Deploying a Scalable Object Detection Inference Pipeline: Optimization and Deployment, Part 3

This post is the third in a series on Autonomous Driving at Scale, developed with Tata Consultancy Services (TCS). The previous posts provided a general overview of deep learning inference for object detection and covered the object detection inference process and object detection metrics. In this post, we conclude with a brief look at the optimization techniques and deployment of an end-to-end inference pipeline.

In this post, we look at the inference optimization process in three dimensions:  hardware optimization, software optimization, and model optimization with the help of the following framework. The critical metrics for inference optimization are as follows:

  • Throughput (no of images inferred/second)
  • Hardware cost
  • Memory
  • Energy consumption
  • Quality
Inference optimization along three axes: model, hardware, and software optimization.

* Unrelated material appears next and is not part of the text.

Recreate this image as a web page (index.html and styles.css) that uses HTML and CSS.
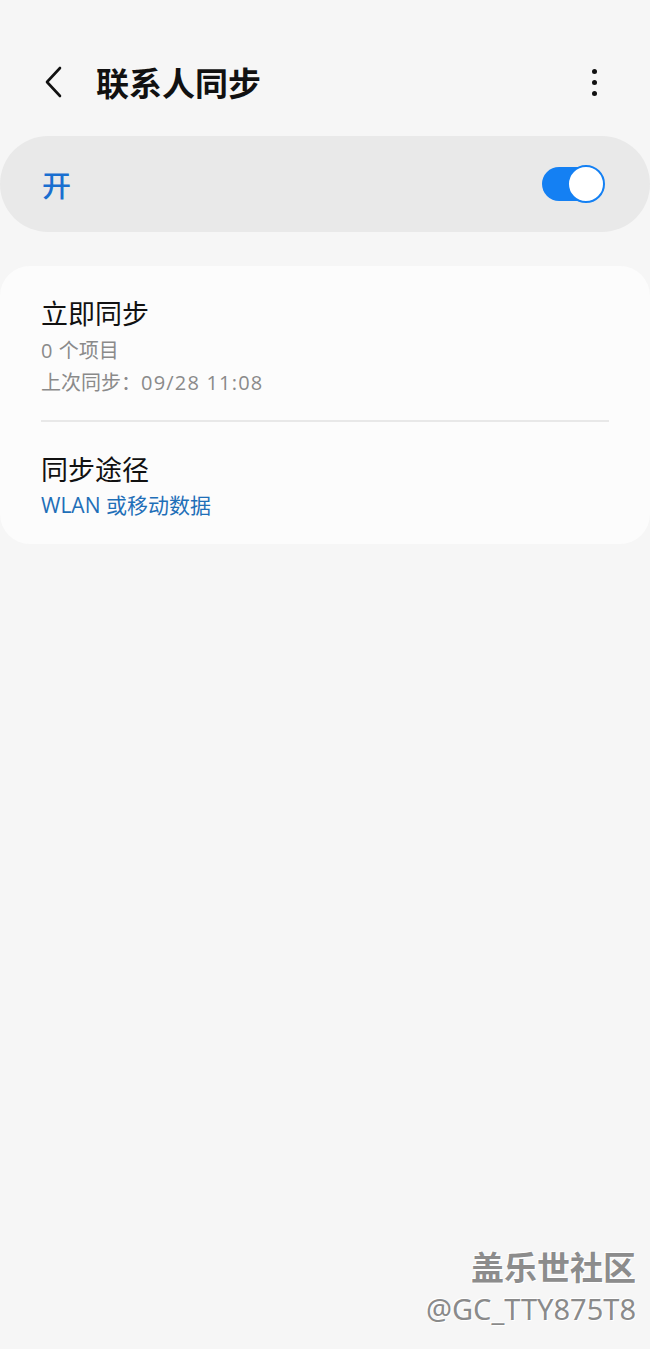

Model optimization includes Darknet, PyTorch, and YOLOv3. Hardware optimization includes DL GPU, GPU, and CPU. Software optimization includes preprocessing, batching, and TensorRT.
Figure 1. Three-axis inference optimization.

Model optimization

The YOLOv3-416 model, when used as a pr-trained model, performs optimally with a compatible dataset. When used as a base model, the hyperparameters need to be tuned to fit a custom dataset better. The architectural choices and configurations available in YOLOv3 to consider are listed below:

  • The 106 layers of fully convolutional underlying architecture are more layers than YOLOv2, and the more layers, the slower the performance.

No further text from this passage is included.